We also had good times with cheap masking tape. There were several murals and an obstacle course, and the play lasted for an afternoon and an evening until bedtime. (Lark decided a helmet was needed for the obstacle races, "just in case".) I love that masking tape comes off hardwoods without a hitch, and it all comes up in about 4 minutes. Can't beat that for $3.



We also baked cookies in the car. I kid not. They were all the way done after 2.5 hours. (I used a gluten free mix with coconut oil, but I doubt that would effect the results much). The girls were amused, and I was pretty impressed, as well.

about halfway through baking process.

Tuesday, June 19, 2012

Ding Dong Ditching Day.

One of my current happy places online is Poppies at Play, and, at her behest, I took my children ding dong ditching this afternoon. In my defense, she made a REALLY compelling case.  We used GF brownies with coconut oil instead of ding dongs. Since we only bothered our friends, I figured we'd better not hasten anyone's early heart attack. XOP The same generous blog also offers the free printable labels pictured below.

Mirth made the brownies herself, and everyone suffered politely through a "test brownie" apiece before she caved and said, "I think I did something wrong. These are NASTY!" {cough, choke} Indeed, they were. We figured out that estimation in a baking recipe makes for very funny texture, and tried again aiming for precision with much better success.

We had a blast. Mirth and Lark decided that disguises were kind of a must.












Monday, June 18, 2012

So, a wonderful week of family vacation is over. If any of you are parents, you'll know I use the word "vacation" really recklessly.

Originally, we'd planned to go to some themed park, but on examining gas costs, time spent in car, hassle, we decided it was the better part of wisdom (is there an ugly, worse part of wisdom? That colloquialism always confuses me..."Hey, there, Bill, looks like you got the crappy half of wisdom. Better luck next time, old boy!" No sense.) to stay at home.

Almighty Pinterest has deemed this the "stay-cation". I got a tick or two more stupid just typing that out.
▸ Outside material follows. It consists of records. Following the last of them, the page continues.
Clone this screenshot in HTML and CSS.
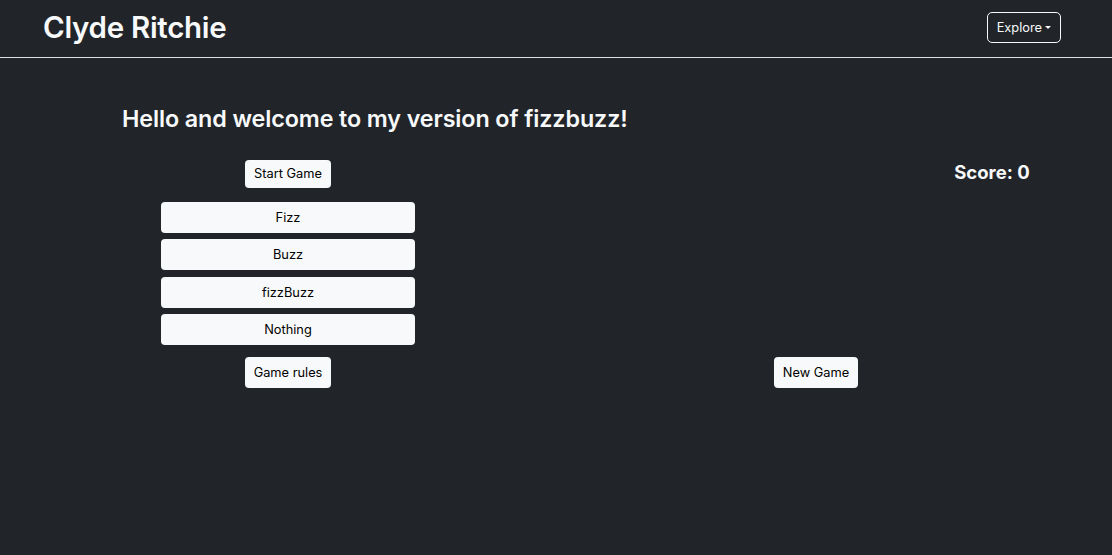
FILE: index.html
```html
<!DOCTYPE html>
<html lang="en">
<head>
<meta charset="utf-8">
<title>Clyde Ritchie</title>
<link rel="stylesheet" href="styles.css">
</head>
<body>
<header class="topbar">
  <h1 class="brand">Clyde Ritchie</h1>
  <button class="explore">Explore <span class="caret"></span></button>
</header>
<main class="content">
  <h3 class="welcome">Hello and welcome to my version of fizzbuzz!</h3>
  <div class="game">
    <div class="cell left"><button class="btn">Start Game</button></div>
    <div class="cell right score">Score: 0</div>
    <div class="cell left stack">
      <button class="btn wide">Fizz</button>
      <button class="btn wide">Buzz</button>
      <button class="btn wide">fizzBuzz</button>
      <button class="btn wide">Nothing</button>
    </div>
    <div class="cell left"><button class="btn tall">Game rules</button></div>
    <div class="cell mid"><button class="btn tall">New Game</button></div>
  </div>
</main>
</body>
</html>
```
FILE: styles.css
```css
* { box-sizing: border-box; }
html, body { margin: 0; height: 100%; }
body {
  background: #212529;
  color: #f8f9fa;
  font-family: Inter, "Noto Sans", sans-serif;
}
.topbar {
  display: flex;
  justify-content: space-between;
  align-items: center;
  height: 58px;
  padding: 0 51px 2px 43px;
  border-bottom: 1px solid #dee2e6;
}
.brand {
  margin: 0 0 2px;
  font-size: 29.5px;
  font-weight: 600;
  letter-spacing: -0.3px;
}
.explore {
  background: transparent;
  color: #f8f9fa;
  border: 1px solid #f8f9fa;
  border-radius: 5px;
  height: 31px;
  padding: 0 9px;
  font-family: inherit;
  font-size: 12.8px;
  display: flex;
  align-items: center;
  gap: 3px;
}
.caret {
  width: 0; height: 0;
  border-left: 3px solid transparent;
  border-right: 3px solid transparent;
  border-top: 3px solid #f8f9fa;
}
.content { padding: 0 0 0 122px; }
.welcome {
  margin: 47px 0 0;
  font-size: 23.3px;
  font-weight: 600;
  line-height: 1.2;
  letter-spacing: -0.1px;
}
.game {
  display: grid;
  grid-template-columns: 332px 246px 232px 120px;
  grid-template-rows: auto auto auto;
  row-gap: 12px;
  margin-top: 27px;
}
.cell { display: flex; justify-content: center; align-items: flex-start; }
.left { grid-column: 1; }
.mid { grid-column: 3; }
.right { grid-column: 4; }
.score {
  grid-row: 1;
  font-size: 18.5px;
  font-weight: 700;
  padding-top: 1px;
}
.stack { flex-direction: column; align-items: center; gap: 6px; margin-top: 2px; }
.btn {
  background: #f8f9fa;
  color: #000;
  border: none;
  border-radius: 4px;
  height: 28px;
  padding: 0 9px;
  font-family: inherit;
  font-size: 12.8px;
}
.btn.tall { height: 31px; }
.btn.wide { width: 254px; height: 31px; }
.stack .btn:nth-child(2) { margin-bottom: 1px; }
```
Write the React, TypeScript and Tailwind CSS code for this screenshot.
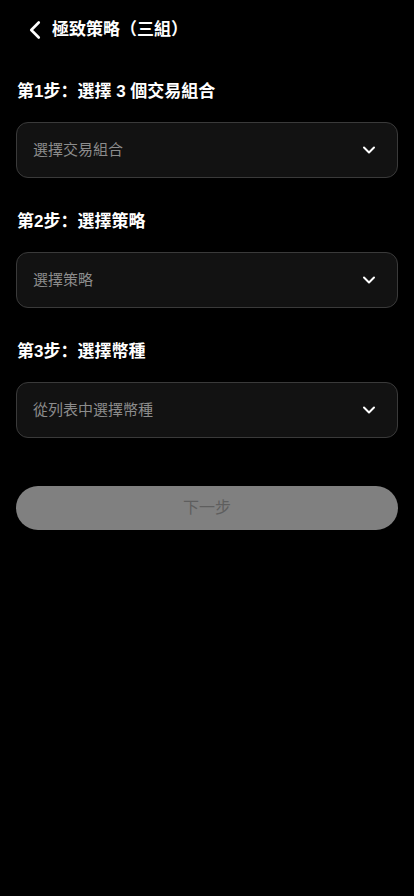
import { ChevronDown, ChevronLeft } from 'lucide-react';

const steps = [
  { label: '第1步：選擇 3 個交易組合', placeholder: '選擇交易組合' },
  { label: '第2步：選擇策略', placeholder: '選擇策略' },
  { label: '第3步：選擇幣種', placeholder: '從列表中選擇幣種' },
];

export default function App() {
  return (
    <div
      className="min-h-[896px] w-full bg-black text-white"
      style={{ fontFamily: '"Liberation Sans", "Noto Sans CJK SC", sans-serif' }}
    >
      <header className="flex h-[60px] items-center pl-[20px]">
        <ChevronLeft size={30} strokeWidth={2.1} className="text-white" />
        <h1 className="ml-[2px] text-[17px] font-bold leading-6">極致策略（三組）</h1>
      </header>

      <main className="flex flex-col gap-8 px-4 pt-5">
        {steps.map((s) => (
          <section key={s.label} className="flex flex-col gap-[18px]">
            <h2 className="pl-px text-[17px] font-bold leading-6">{s.label}</h2>
            <button
              type="button"
              className="flex h-[56px] w-full items-center justify-between rounded-xl border border-[#3a3a3a] bg-[#121212] pl-4 pr-[18px]"
            >
              <span className="text-[15px] text-[#8c8c8c]">{s.placeholder}</span>
              <ChevronDown size={20} strokeWidth={2.4} className="text-white" />
            </button>
          </section>
        ))}

        <button
          type="button"
          disabled
          className="mt-4 h-[44px] w-full rounded-full bg-[#808080] text-[16px] text-[#5e5e5e]"
        >
          下一步
        </button>
      </main>
    </div>
  );
}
So we stayed at home. For two days, my shiny-exciting-things-loving self really had a tough time with it, I won't lie. I wanted marvels and the novel. Instead, I got a novel and some marvel comics on my own crumb-filled couch. Sadness ensued.

After I had my pity-party (yes, I, the mama had the worst pity party, even though the decision was self imposed. There's no accounting for feelings, sometimes.), I started really enjoying my family and our time together.

We had an epic water balloon fight, during which I may have nailed my oldest daughter just a touch too hard with a water balloon filled with green water. I was going to feel guilty, but then surmised that a woman has to grab a harmless chuckle where she can. And since Oldest Spawn deemed it "The best water war EVER!!", I didn't feel too badly. For a glorious, sneaky, water-drenched 20 minutes, I felt like an eight year old again, tearing around the yard whooping like a banshee, the sun slapping my skin and making it red, grass clippings sticking randomly to my wet (ghostly white) legs.

A big first was taking the girls fishing for the first time. "It'll be great!" Nafe said. "You can drive one motor raft and I'll drive the other." Turns out I'm a slow learner on the water, and ended up driving in circles for a while, until I finally got the hang of it: left to go right, right to go left, with the smelly old Tananka motor gurgling and sputtering and chortling behind me. We caught one fish, with a little whining and bickering, while Electra played with her feet in my lap and ...

...and decided to call it a day after an hour or two, at which point dark clouds had started to blow in over the back stream where we'd dropped our lines in. It immediately dropped 20 degrees or so cooler which was a welcome sensation from the lazy heat. And then, halfway down the river, it started to sprinkle. Nafe tossed a sheepish "Isn't this FUN?" grin over his shoulder. It *was* fun. It was overcast and cool and the water was making ripples and waves from the breeze, and the trees coating the curves of the mountains were a luscious, glorious silvery green. Magic. It seemed like a good time to loosen up and have a little fun with my newfound steering skills, and Lark and Grace burst into mad giggles as we did donuts on the waves.

Then, it started raining harder, and I felt my eyebrows furrow. About the time the motor coughed out from too much gas (oops), the bottom fell out of the sky. Torrential sheets of water is the only sufficient way to describe what started dumping from the clouds onto our bodies. And the thunder started rolling. The miserable hilarity of my children curled up in fetal positions to keep the rain off their faces while our weenie little motors tried to fight back to the dock against the waves had me laughing. Until I realized I'd have to drive all the way back home in a sopping, dripping sundress all the way home once we (read: Nafe) got the rafts deflated and folded.

So the kids were toweled off in the bathroom and changed into an odd assortment clothes we had stashed away in the care for a rainy day, and I was standing outside the car with them buckled in, with random strangers from the dock standing around. I could NOT drench my car that way. No sir. My car already smells like the inside of a daycare's laundry basket. So I did what any reasonable, still-carrying-a-post-baby tire woman would do. I stripped down to my underwear and bra and drove home half naked. Right there in front of God and everybody.

The kids came home, and Nafe taught the big girls how to clean, cook and eat a fish third world style: eyeballs, brains, roe and all. And mama threw in a little splash of backwater AL, and demonstrated how to eat the crispy fins and tail. They had huge fun with it, and ate the poor little fish down to a skeleton.

We also baked bread, picked blackberries around the house, went to a birthday party, watched Mythbusters and did whatever the hell we wanted to whenever the hell we wanted to. And it was *dreamy*.




Now, life goes on. I think I'll let the children in the house (I kicked them out for the morning). They're now at the front door, back door and a window, pounding and pawing at the glass like little hungry zombies with sunhats on. "Juice!! Juuuuuuice...." Life goes on.